Our pasts are what make us stronger, what teach us to be better. That’s what I say to myself every time.
You’re speaking our language girl! Back to square one for us as well. Please stop by and check out http://www.sooothisisawkward.com. xoxo, Annie & Ella
I find it so hard to believe that this won’t be the perpetual state of our existence. We are those women who will fall backwards again and again- it’s what we already know. But what we don’t realize is that everyone is like that.
We all wear mismatched socks, we all try to practice feng shui when there’s so many other productive things we can do… that will never change. It’s just a part of being human.
I don’t know- I can’t offer much wisdom here either but the point is that it sucks, knowing that we’ll never really ‘grow up’ but there’s upsides to it too. Sometimes it’s awesome to be a fucking mess. If anything, you can appreciate how young you are and how much you don’t and will ever know or figure out.
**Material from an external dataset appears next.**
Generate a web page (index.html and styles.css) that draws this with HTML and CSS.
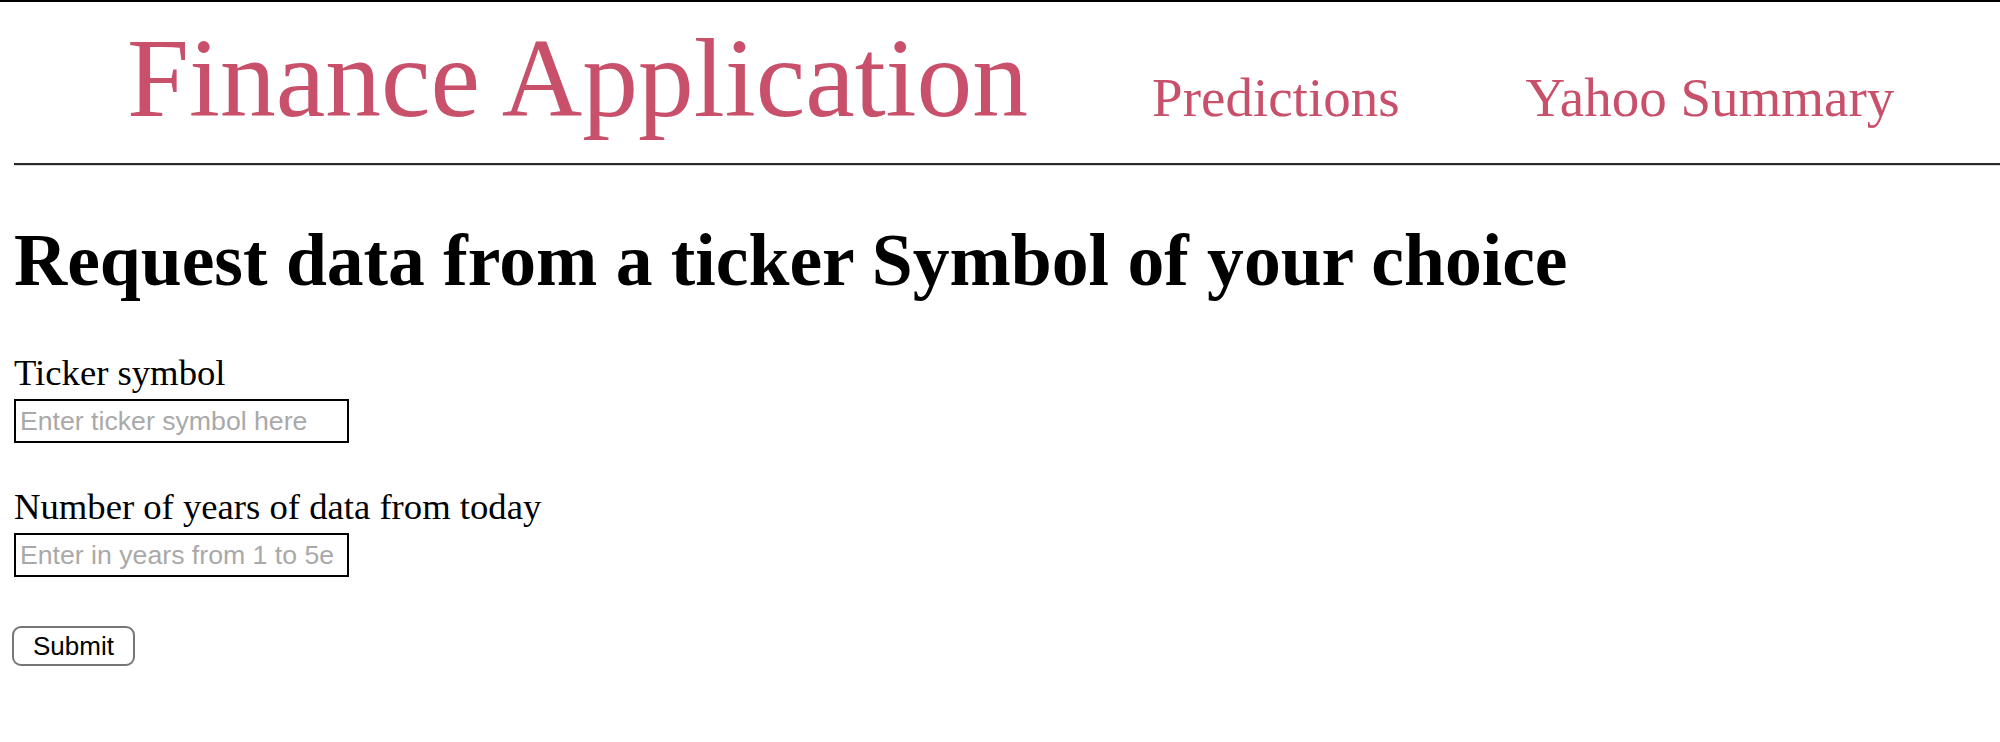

I love your blog…it always reminds me of life in general and makes the things that happen to me feel normal rather than horrendous. Keep up the great blogging
I do enjoy your blog posts. The single life is not great haha and we all make mistakes but we live and learn.
Extremely well put. I’m 32 and relating with every bit, except maybe for that part about the tube top, being a guy and all. Thank you for this post.